I think a good breakdown would be something like,

"Urban" is a county with an ANCHOR city of 200,000 or above ... that would include places like Rochester, NY and Columbus, OH on the low end but eliminates places like Aurora, IL, as they would be suburban in nature.

That's a subtle distinction. Columbus OH is the 15th largest city in the US based on 2015 estimates and has over 850K people - not really the low end. Rochester NY has 209.8K (#105 in the US) and is virtually indistinguishable in pop from Aurora IL at 200.7K (#114). Density doesn't work very well either since newer sprawling cities like Houston and Phoenix are quite low. Aurora is an old urban factory town and has about the same density as Portland OR or Norfolk VA. It also has newer suburban subdivisions on its outskirts, but within its corporate limits as do many cities that weren't locked in by other communities.

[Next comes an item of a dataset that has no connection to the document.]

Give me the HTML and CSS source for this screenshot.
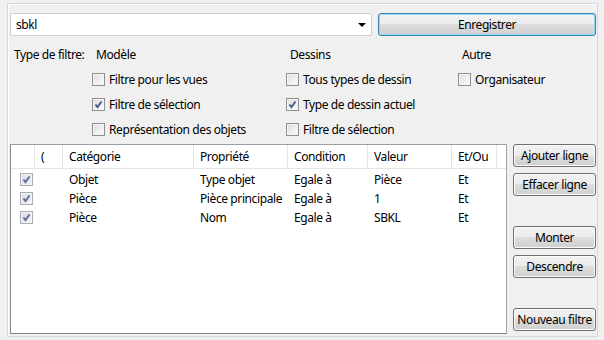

Long day yesterday, and I have no idea how I made this mistake ... but "Columbus, OH" should have been "Des Moines, IA" haha.  Oops!  And that is where the subjectivity makes this valuable.  Doing a Google Images search for "Rochester NY downtown" and "Aurora IL downtown" gives you these, respectively:





I think Rochester would clearly be a more urban experience, especially with the shadow of influence Chicago would cast over Aurora.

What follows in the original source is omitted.